Regulation, costs and the next battleground

The industry is splitting along two vectors: software speed and regulatory scope. BetHog’s AI dealer underscores the software side, where crypto casinos can ship features quickly and use low-cost rails to scale. Caesars’ studio network shows the regulatory path, where licensing and labor deliver brand assurance and access to mainstream players in high-value states.

Regulatory momentum could compress the gap. Eccles has said he hopes for “sensible regulation” that allows compliant crypto operations without sacrificing innovation. If rules solidify and payments costs fall for regulated operators, human-led studios will adopt more automation at the margins, and crypto platforms may seek licenses in select markets.
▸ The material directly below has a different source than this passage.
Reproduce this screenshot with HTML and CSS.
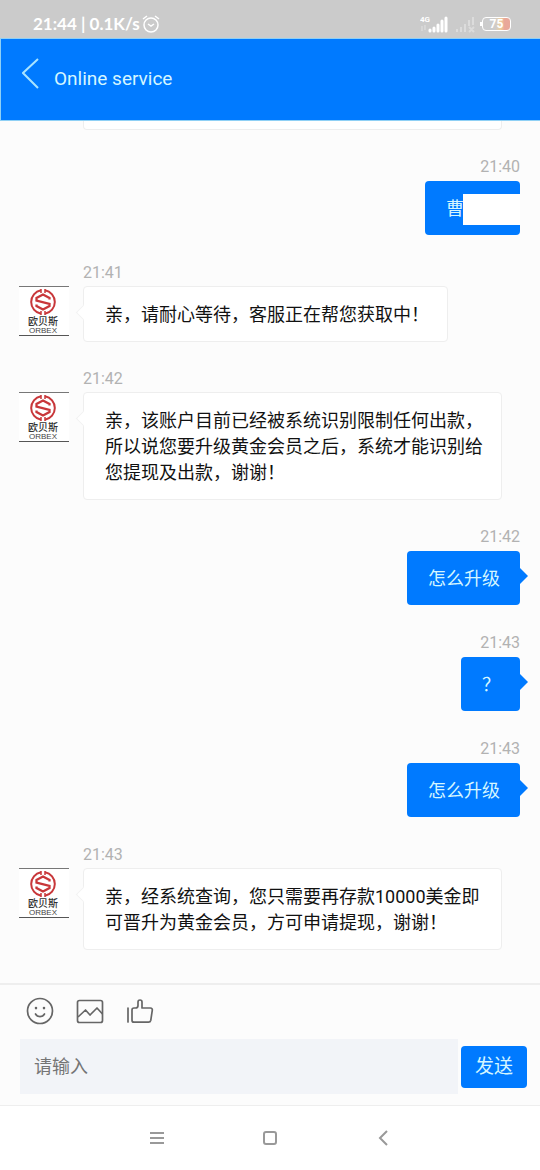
FILE: index.html
```html
<!DOCTYPE html>
<html lang="zh-CN">
<head>
    <meta charset="UTF-8">
    <meta name="viewport" content="width=device-width, initial-scale=1.0">
    <title>Online service</title>
    <link rel="stylesheet" href="styles.css">
</head>
<body>
    <!-- shared avatar logo -->
    <svg class="sprite" width="0" height="0" aria-hidden="true">
        <symbol id="logo" viewBox="0 0 28 28">
            <g fill="none" stroke="#c8373a">
                <path d="M12 2.200a12 12 0 0 0 0 23.600M16 2.200a12 12 0 0 1 0 23.600" stroke-width="2"/>
                <path d="M12 1v4M16 1v4M12 23v4M16 23v4" stroke-width="1.500"/>
                <path d="M20.500 11.500V10L14 6.500 7.500 10v2.500l13 3.500v2L14 21.500 7.500 18v-1.500" stroke-width="2.300"/>
            </g>
        </symbol>
    </svg>

    <div class="status-bar">
        <span class="status-text">21:44 | 0.1K/s</span>
        <svg class="alarm" width="18" height="18" viewBox="0 0 18 18" fill="none" stroke="#fff" stroke-width="1.500">
            <circle cx="9" cy="10" r="7"/>
            <path d="M6 9l3 2 3-2M1 4l4-3M17 4l-4-3"/>
        </svg>
        <svg class="signals" width="56" height="18" viewBox="0 0 56 18">
            <text class="network" x="0" y="7">4G</text>
            <path d="M2 11v5M5 10v5" stroke="#e2e2e2" stroke-width="1"/>
            <path d="M10 15v1M14 13v3M18 10v6M22 6v10M26 3v13" stroke="#fff" stroke-width="3" fill="none" stroke-linecap="round"/>
            <path d="M37 14v3M41 12v5M45 9v8M49 5v6M53 2v8M49 12l5 5M54 12l-5 5" stroke="#dcdcdc" stroke-width="2" fill="none"/>
        </svg>
        <div class="battery"><span>75</span></div>
    </div>

    <header class="header">
        <button class="back" aria-label="Back">
            <svg width="18" height="32" viewBox="0 0 18 32" fill="none" stroke="#a9e4ff" stroke-width="2">
                <path d="M16 1L1 15l15 15"/>
            </svg>
        </button>
        <h1>Online service</h1>
    </header>

    <main class="chat">
        <div class="bubble-end"></div>

        <div class="message mine">
            <time>21:40</time>
            <div class="bubble masked">曹<span class="mask"></span></div>
        </div>

        <div class="message">
            <div class="avatar">
                <svg width="28" height="28"><use href="#logo"/></svg>
                <span class="logo-cn">欧贝斯</span>
                <span class="logo-en">ORBEX</span>
            </div>
            <div class="body">
                <time>21:41</time>
                <div class="bubble">亲，请耐心等待，客服正在帮您获取中！</div>
            </div>
        </div>

        <div class="message">
            <div class="avatar">
                <svg width="28" height="28"><use href="#logo"/></svg>
                <span class="logo-cn">欧贝斯</span>
                <span class="logo-en">ORBEX</span>
            </div>
            <div class="body">
                <time>21:42</time>
                <div class="bubble">亲，该账户目前已经被系统识别限制任何出款，所以说您要升级黄金会员之后，系统才能识别给您提现及出款，谢谢！</div>
            </div>
        </div>

        <div class="message mine">
            <time>21:42</time>
            <div class="bubble">怎么升级</div>
        </div>

        <div class="message mine">
            <time>21:43</time>
            <div class="bubble">？</div>
        </div>

        <div class="message mine">
            <time>21:43</time>
            <div class="bubble">怎么升级</div>
        </div>

        <div class="message">
            <div class="avatar">
                <svg width="28" height="28"><use href="#logo"/></svg>
                <span class="logo-cn">欧贝斯</span>
                <span class="logo-en">ORBEX</span>
            </div>
            <div class="body">
                <time>21:43</time>
                <div class="bubble">亲，经系统查询，您只需要再存款10000美金即可晋升为黄金会员，方可申请提现，谢谢！</div>
            </div>
        </div>
    </main>

    <form class="composer" onsubmit="return false">
        <div class="tools">
            <button type="button" aria-label="Emoji">
                <svg width="28" height="28" viewBox="0 0 28 28" fill="none" stroke="#666" stroke-width="2" stroke-linecap="round">
                    <circle cx="14" cy="14" r="12.500" stroke-width="1.700"/>
                    <path d="M9.500 17c2 3.500 7 3.500 9 0" stroke-width="1.700"/>
                    <path d="M10 11v.1M18 11v.1" stroke-width="2.600"/>
                </svg>
            </button>
            <button type="button" aria-label="Picture">
                <svg width="28" height="28" viewBox="0 0 28 28" fill="none" stroke="#666" stroke-width="1.700" stroke-linejoin="round">
                    <rect x="1.500" y="3.500" width="25" height="22" rx="2"/>
                    <path d="M2 20l7.500-7 4.500 5 7-7 5.500 6"/>
                </svg>
            </button>
            <button type="button" aria-label="Like">
                <svg width="28" height="28" viewBox="0 0 28 28" fill="none" stroke="#666" stroke-width="1.700" stroke-linejoin="round" stroke-linecap="round">
                    <path d="M2 11v14"/>
                    <path d="M8 11h1.500c1.500 0 2.500-1 2.500-2.500V5c0-2.700 4-2.700 4 0v6h8.500c1.300 0 2 1 1.800 2.200l-1.500 10c-.3 1.300-1 2-2.300 2H8c-1.300 0-2-.8-2-2V13c0-1.300.7-2 2-2z"/>
                </svg>
            </button>
        </div>
        <div class="entry">
            <input type="text" placeholder="请输入" aria-label="请输入">
            <button type="submit" class="send">发送</button>
        </div>
    </form>

    <nav class="nav-bar">
        <button aria-label="Menu">
            <svg width="16" height="16" viewBox="0 0 16 16" stroke="#999" stroke-width="2"><path d="M1 3h14M1 8h14M1 13h14"/></svg>
        </button>
        <button aria-label="Home">
            <svg width="16" height="16" viewBox="0 0 16 16" fill="none" stroke="#999" stroke-width="2"><rect x="2" y="2" width="12" height="12" rx="2"/></svg>
        </button>
        <button aria-label="Back">
            <svg width="16" height="16" viewBox="0 0 16 16" fill="none" stroke="#999" stroke-width="2"><path d="M12 1L5 8l7 7"/></svg>
        </button>
    </nav>
</body>
</html>
```

FILE: styles.css
```css
* {
    box-sizing: border-box;
}

body {
    font-family: Roboto, 'Noto Sans CJK SC', sans-serif;
    background-color: #fcfcfc;
    color: #111;
    margin: 0;
    min-height: 100vh;
    display: flex;
    flex-direction: column;
}

button {
    font-family: inherit;
    background: none;
    border: none;
    padding: 0;
    cursor: pointer;
}

svg {
    display: block;
}

.sprite {
    position: absolute;
}

/* Status bar */
.status-bar {
    height: 38px;
    padding: 9px 29px 0 33px;
    background-color: #cbcbcb;
    color: #fff;
    display: flex;
    align-items: center;
}

.status-text {
    font-family: Lato, sans-serif;
    font-size: 17px;
    font-weight: bold;
}

.alarm {
    margin-left: 2px;
}

.signals {
    margin-left: auto;
}

.network {
    font-size: 8px;
    font-weight: bold;
    fill: #fff;
}

.battery {
    position: relative;
    width: 29px;
    height: 14px;
    margin-left: 6px;
    border: 1px solid #fff;
    border-radius: 4px;
    background: linear-gradient(to right, #ccc 45%, #f0cf9c 65%, #e9a89a 80%);
    font-size: 12px;
    font-weight: bold;
    line-height: 12px;
    text-align: center;
}

.battery::before {
    content: "";
    position: absolute;
    left: -3px;
    top: 4px;
    width: 2px;
    height: 4px;
    background-color: #fff;
}

/* Header */
.header {
    height: 83px;
    padding: 0 21px 2px;
    background-color: #007aff;
    border: 1px solid #8fd0f5;
    border-right: none;
    display: flex;
    align-items: center;
    gap: 14px;
}

.back {
    padding-bottom: 10px;
}

.header h1 {
    margin: 0;
    font-size: 19px;
    font-weight: normal;
    color: #d5f6ff;
}

/* Messages */
.chat {
    flex: 1;
    padding: 0 20px 33px 19px;
    display: flex;
    flex-direction: column;
    gap: 26px;
}

.bubble-end {
    height: 9px;
    margin: 0 18px 0 64px;
    background-color: #fff;
    border: 1px solid #eee;
    border-top: none;
    border-radius: 0 0 4px 4px;
}

.message {
    display: flex;
    align-items: flex-end;
    gap: 14px;
}

.message .body {
    flex: 1;
    padding-right: 18px;
    display: flex;
    flex-direction: column;
    align-items: flex-start;
    gap: 3px;
}

.message.mine {
    flex-direction: column;
    gap: 3px;
}

.message time {
    padding-top: 1px;
    font-size: 16px;
    line-height: 20px;
    color: #b2b2b2;
}

.avatar {
    flex: none;
    align-self: flex-start;
    width: 50px;
    height: 50px;
    margin-top: 24px;
    padding: 1px 2px 0 0;
    background-color: #fff;
    border-top: 1px solid #777;
    border-bottom: 1px solid #555;
    display: flex;
    flex-direction: column;
    align-items: center;
}

.logo-cn {
    font-size: 10px;
    font-weight: 500;
    line-height: 11px;
    color: #333;
}

.logo-en {
    font-family: 'Liberation Sans', sans-serif;
    font-size: 8px;
    line-height: 7px;
    color: #444;
}

.bubble {
    position: relative;
    padding: 15px 18px 13px 21px;
    background-color: #fff;
    border: 1px solid #eee;
    border-radius: 4px;
    font-size: 18px;
    line-height: 26px;
}

.bubble::before {
    content: "";
    position: absolute;
    left: -6px;
    top: 20px;
    width: 10px;
    height: 10px;
    background-color: #fff;
    border-left: 1px solid #f3f3f3;
    border-bottom: 1px solid #f3f3f3;
    transform: rotate(45deg);
}

.mine .bubble {
    margin: 1px 0;
    padding: 15px 20px 13px 21px;
    background-color: #007aff;
    border: none;
    color: #d5f6ff;
}

.mine .bubble::before {
    left: 100%;
    top: 17px;
    width: 0;
    height: 0;
    background: none;
    border: 8px solid transparent;
    border-left-color: #007aff;
    border-right: none;
    transform: none;
}

.mine .masked {
    padding-right: 56px;
}

.mine .masked::before {
    display: none;
}

.mask {
    position: absolute;
    top: 13px;
    right: 0;
    width: 57px;
    height: 31px;
    background-color: #fff;
}

/* Composer */
.composer {
    padding: 12px 13px 11px 20px;
    border-top: 2px solid #eee;
}

.tools {
    display: flex;
    gap: 22px;
    padding-left: 6px;
    margin-bottom: 14px;
}

.entry {
    display: flex;
    align-items: center;
    gap: 3px;
}

.entry input {
    flex: 1;
    min-width: 0;
    height: 55px;
    padding: 0 14px;
    border: none;
    border-radius: 0;
    background-color: #f2f4f8;
    font-family: inherit;
    font-size: 18px;
}

.entry input::placeholder {
    color: #757575;
}

.send {
    width: 66px;
    height: 42px;
    padding-bottom: 4px;
    border-radius: 4px;
    background-color: #007aff;
    color: #d5f6ff;
    font-size: 19px;
}

/* System navigation */
.nav-bar {
    height: 65px;
    background-color: #fff;
    border-top: 1px solid #eee;
    display: flex;
    justify-content: center;
    align-items: center;
    gap: 97px;
}
```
Conversely, if crypto remains barred from regulated casinos, AI-led features will remain an offshore differentiator.

There are market signals to watch. Yolo Group’s decision to close gray-market brands to pursue vendor licenses in the UAE hints at a maturing calculus among operators seeking durable revenue and institutional partnerships. If more offshore players pivot to regulation, the feature race could shift from who can build fastest to who can integrate AI-driven interactivity within compliant stacks.

For now, the stakes are straightforward. AI dealers could lower operating costs per table, extend peak hours to 24/7 without staffing constraints and deliver a consistent tone that some players prefer. Human-led studios still carry the edge in trust, showmanship and regulatory reach. The next phase will test whether players value a witty, tireless AI host over the social cues of a human dealer—and whether regulators, payment networks and app stores are ready for an AI-run pit boss in their backyards.